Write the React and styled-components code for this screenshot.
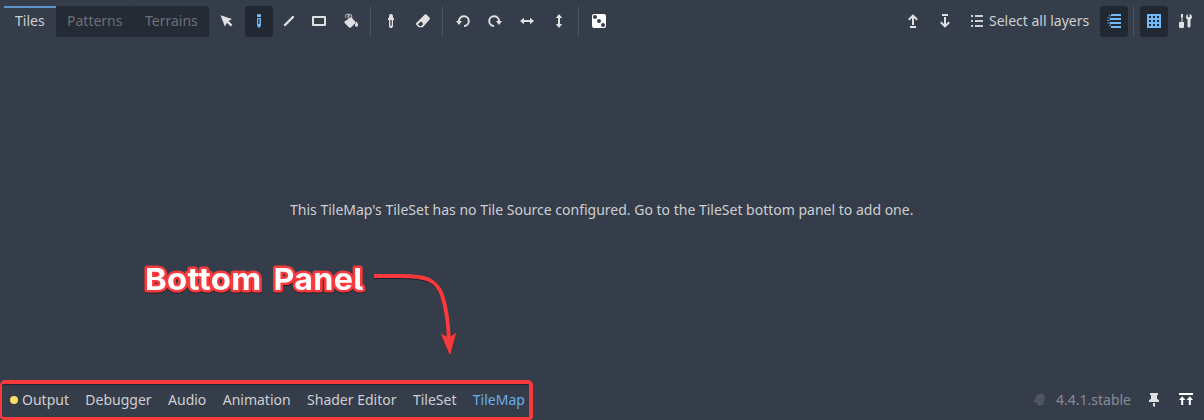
import React from "react";
import styled, { createGlobalStyle } from "styled-components";

const Global = createGlobalStyle`
  * { box-sizing: border-box; }
  body { margin: 0; background: #363d4a; }
`;

const Panel = styled.div`
  position: relative;
  display: flex;
  flex-direction: column;
  width: 1204px;
  height: 420px;
  overflow: hidden;
  background: #363d4a;
  color: #cdcfd2;
  font: 14px/20px "Noto Sans", sans-serif;
`;

const Toolbar = styled.header`
  display: flex;
  height: 31px;
  margin-top: 6px;
  padding: 0 4px;
`;

const Tabs = styled.nav`
  display: flex;
  width: 205px;
  margin-right: 4px;
`;

const Tab = styled.div`
  width: ${(p) => p.$width}px;
  padding: ${(p) => (p.$active ? 3 : 5)}px 0 0 11px;
  border-top: ${(p) => (p.$active ? "2px solid #5c92c9" : "0")};
  background: ${(p) => (p.$active ? "transparent" : "#252b34")};
  color: ${(p) => (p.$active ? "#cdcfd2" : "#6c7078")};
  border-radius: ${(p) => (p.$active ? "0" : "1px 2px 0 0")};
`;

const Group = styled.div`
  display: flex;
`;

const ToolButton = styled.button`
  display: flex;
  align-items: center;
  justify-content: center;
  width: 28px;
  height: 31px;
  margin-right: ${(p) => p.$gap ?? 4}px;
  padding: 0 0 1px;
  border: 0;
  border-radius: 3px;
  background: ${(p) => (p.$pressed ? "#222831" : "transparent")};
  color: ${(p) => (p.$pressed ? "#70bafa" : "#e0e0e0")};
`;

const Separator = styled.div`
  width: 1px;
  height: 31px;
  margin-right: 6px;
  background: #4a505c;
`;

const Spacer = styled.div`
  flex: 1;
`;

const LayerButton = styled.div`
  display: flex;
  align-items: center;
  gap: 4px;
  width: 131px;
  height: 30px;
  white-space: nowrap;
`;

const Message = styled.main`
  flex: 1;
  padding: 163px 0 0 290px;
  white-space: nowrap;
`;

const BottomBar = styled.footer`
  display: flex;
  align-items: center;
  height: 40px;
`;

const PanelTabs = styled.nav`
  display: flex;
  align-items: center;
  gap: 16.4px;
  width: 533px;
  height: 40px;
  padding: 0 0 2px 8px;
  border: 4px solid #f93a3c;
  border-left-width: 2px;
  border-bottom-width: 3px;
  border-radius: 5px 5px 4px 4px;
  box-shadow: inset 0 1px 1px #20242d;
`;

const PanelTab = styled.div`
  display: flex;
  align-items: center;
  gap: 4px;
  white-space: nowrap;
  color: ${(p) => (p.$active ? "#69aeed" : "#cdcfd2")};
`;

const Dot = styled.i`
  width: 8px;
  height: 8px;
  border-radius: 50%;
  background: #ffdd65;
`;

const Status = styled.div`
  display: flex;
  align-items: center;
  padding-right: 10px;
  color: #888c94;
`;

const Version = styled.span`
  width: 80px;
  margin: 0 10px 0 9px;
`;

const BarIcon = styled.span`
  display: flex;
  color: #e0e0e0;
  margin-right: ${(p) => p.$gap || 0}px;
`;

const Annotation = styled.svg`
  position: absolute;
  left: 130px;
  top: 250px;
  filter: drop-shadow(0 1px 0.5px #20242d);
`;

const CalloutText = styled.text`
  fill: #fff;
  stroke: #f93a3c;
  stroke-width: 5px;
  stroke-linejoin: round;
  paint-order: stroke fill;
  font: 700 30px Inter, sans-serif;
  font-feature-settings: "cv05" 1;
  letter-spacing: 0.3px;
`;

const shapes = {
  select: <path d="M1.5 2.2l4.4 11.2 2.1-3.6 3.7 3.6 1.7-1.6-3.8-3.7 3.4-2z" />,
  pencil: (
    <path fillRule="evenodd" d="M6 2a1 1 0 0 1 1-1h2a1 1 0 0 1 1 1v2H6zM6 5h4v7l-1 2.6H7L6 12zm1.2 1v5h1.3V6z" />
  ),
  line: <path d="M4 12l8-8" stroke="currentColor" strokeWidth="2.4" strokeLinecap="round" fill="none" />,
  rect: <path d="M2 4h12v8H2z" stroke="currentColor" strokeWidth="2" strokeLinejoin="round" fill="none" />,
  bucket: (
    <>
      <path d="M8 4L13 9.4 7.9 14.4Q7 15.2 6.1 14.4L1.6 10Q.9 9.2 1.6 8.4z" />
      <path d="M2.6 5V3a1.6 1.6 0 0 1 3.2-.4V6" stroke="currentColor" strokeWidth="1.3" fill="none" opacity=".55" />
      <path d="M5 4.5V3.3a1.8 1.8 0 0 1 3.6 0V6" stroke="currentColor" strokeWidth="1.3" fill="none" opacity=".65" />
      <path d="M13.5 8.5q1.7 2.4 1.5 3.7a1.5 1.5 0 0 1-3 0q0-1.1 1.5-3.7z" />
    </>
  ),
  picker: (
    <path fillRule="evenodd" d="M8 1q2 0 2 2v2h1v2h-1v6.2L9 15H7l-1-1.8V7H5V5h1V3q0-2 2-2zM7.3 7v5.7h1.4V7z" />
  ),
  eraser: (
    <path fillRule="evenodd" d="M9.8 1.5q.9-.7 1.7 0l3.1 3.3q.7.8 0 1.6L8.2 13.7q-.5.5-1.2.5H4.5q-.8 0-1.3-.5l-1.9-2q-.8-.8 0-1.6zM6 8.5l-2.7 2.2q-.5.5 0 1l1.3 1.2h1.9L8 11q-.1-2-2-2.5z" />
  ),
  undo: (
    <>
      <path d="M4 9V7.7a4.9 4.9 0 1 1 5 5.3" stroke="currentColor" strokeWidth="2" fill="none" />
      <path d="M1 8h6l-3 4z" />
    </>
  ),
  redo: (
    <>
      <path d="M12 9V7.7A4.9 4.9 0 1 0 7 13" stroke="currentColor" strokeWidth="2" fill="none" />
      <path d="M15 8H9l3 4z" />
    </>
  ),
  horizontal: (
    <>
      <path d="M4 8h8" stroke="currentColor" strokeWidth="2" />
      <path d="M5 4.7v6.6L1 8zM11 4.7v6.6L15 8z" />
    </>
  ),
  vertical: (
    <>
      <path d="M8 4v8" stroke="currentColor" strokeWidth="2" />
      <path d="M4.8 5h6.4L8 1zM4.8 11h6.4L8 15z" />
    </>
  ),
  dice: (
    <>
      <rect x="1" y="1" width="14" height="14" rx="2" fill="#fff" />
      <g fill="#363d4a"><circle cx="4" cy="4" r="2" /><circle cx="8" cy="8" r="2" /><circle cx="12" cy="12" r="2" /></g>
    </>
  ),
  layerUp: (
    <path d="M8 12V3M3.8 6.8L8 2.6l4.2 4.2M5 14h6" stroke="currentColor" strokeWidth="2" fill="none" />
  ),
  layerDown: (
    <path d="M8 4v9M3.8 9.2L8 13.4l4.2-4.2M5 2h6" stroke="currentColor" strokeWidth="2" fill="none" />
  ),
  list: <path d="M2 3h2M6 3h8M2 8h2M6 8h8M2 13h2M6 13h8" stroke="currentColor" strokeWidth="2" />,
  highlight: (
    <>
      <path d="M5 2h10M4 6h11M4 10h11M5 14h10" stroke="currentColor" strokeWidth="2" />
      <path d="M1 7.5h3M1.5 4.5l2.5 1M1.5 10.5l2.5-1M3 2l2 1.5M3 13l2-1.5" stroke="currentColor" strokeWidth="1.1" opacity=".65" />
    </>
  ),
  grid: (
    <path fillRule="evenodd" d="M1 1h14v14H1zM3 3v2h2V3zm4 0v2h2V3zm4 0v2h2V3zM3 7v2h2V7zm4 0v2h2V7zm4 0v2h2V7zM3 11v2h2v-2zm4 0v2h2v-2zm4 0v2h2v-2z" />
  ),
  tools: (
    <path d="M3 1h2v3l-.5 1v4H6v5q0 1-1 1H2q-1 0-1-1V9h2.5V5L3 4zM9.8 1v3h1.8V1Q14 1.4 14 4q0 1.6-1.5 2.4V13a1.5 1.5 0 0 1-3 0V6.4Q8 5.6 8 4q0-2.2 1.8-3z" />
  ),
  bell: (
    <path d="M10 1.3l1 .5q4 1.5 2.5 6l-1.3 4 .6 1.5-2.8-.7a1.8 1.8 0 0 1-3.4-1.3L1.5 9.8 3.5 8l1.2-3.2Q6.2 1.4 9 2z" />
  ),
  pin: <path d="M4 1h8v2h-1v4l2 1v2H3V8l2-1V3H4zM7 11h2v3l-1 1-1-1z" />,
  expand: (
    <path fill="#fff" d="M1 1h14v2H1zM4.2 4.3L7.4 8H5.2v5h-2V8H1zM11.8 4.3L15 8h-2.2v5h-2V8H8.6z" />
  ),
};

const Icon = ({ name, fill = "currentColor" }) => (
  <svg width="16" height="16" viewBox="0 0 16 16" fill={fill}>
    {shapes[name]}
  </svg>
);

const Tool = ({ name, ...props }) => (
  <ToolButton aria-label={name} {...props}><Icon name={name} /></ToolButton>
);

export default function App() {
  return (
    <Panel>
      <Global />
      <Toolbar>
        <Tabs>
          <Tab $active $width={52}>Tiles</Tab>
          <Tab $width={78}>Patterns</Tab>
          <Tab $width={75}>Terrains</Tab>
        </Tabs>
        <Group>
          <Tool name="select" />
          <Tool name="pencil" $pressed $gap={2} />
          <Tool name="line" $gap={2} />
          <Tool name="rect" />
          <Tool name="bucket" $gap={5} />
        </Group>
        <Separator />
        <Group>
          <Tool name="picker" />
          <Tool name="eraser" $gap={5} />
        </Group>
        <Separator />
        <Group>
          <Tool name="undo" />
          <Tool name="redo" />
          <Tool name="horizontal" />
          <Tool name="vertical" $gap={5} />
        </Group>
        <Separator />
        <Tool name="dice" $gap={0} />
        <Spacer />
        <Tool name="layerUp" />
        <Tool name="layerDown" $gap={10} />
        <LayerButton><Icon name="list" />Select all layers</LayerButton>
        <Tool name="highlight" $pressed $gap={5} />
        <Separator />
        <Tool name="grid" $pressed />
        <Tool name="tools" $gap={0} />
      </Toolbar>
      <Message>This TileMap's TileSet has no Tile Source configured. Go to the TileSet bottom panel to add one.</Message>
      <BottomBar>
        <PanelTabs>
          <PanelTab><Dot />Output</PanelTab>
          <PanelTab>Debugger</PanelTab>
          <PanelTab>Audio</PanelTab>
          <PanelTab>Animation</PanelTab>
          <PanelTab>Shader Editor</PanelTab>
          <PanelTab>TileSet</PanelTab>
          <PanelTab $active>TileMap</PanelTab>
        </PanelTabs>
        <Spacer />
        <Status>
          <Icon name="bell" fill="#50555f" />
          <Version>4.4.1.stable</Version>
          <BarIcon $gap={16}><Icon name="pin" /></BarIcon>
          <BarIcon><Icon name="expand" /></BarIcon>
        </Status>
      </BottomBar>
      <Annotation width="350" height="120" viewBox="0 0 350 120">
        <CalloutText x="15" y="40" textLength="116.5" lengthAdjust="spacingAndGlyphs">Bottom</CalloutText>
        <CalloutText x="143.5" y="40" textLength="90" lengthAdjust="spacingAndGlyphs">Panel</CalloutText>
        <path d="M244 26H271C295 26 306 29 312 45Q318 63 319 91" stroke="#f93a3c" strokeWidth="4" fill="none" />
        <path d="M311 84l8 4 7-5-6 22z" fill="#f93a3c" stroke="#f93a3c" strokeWidth="0.5" strokeLinejoin="round" />
      </Annotation>
    </Panel>
  );
}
********
What is being asked: Copy every line of the listing containing the string "components".

Correct result:
Write the React and styled-components code for this screenshot.
import styled, { createGlobalStyle } from "styled-components";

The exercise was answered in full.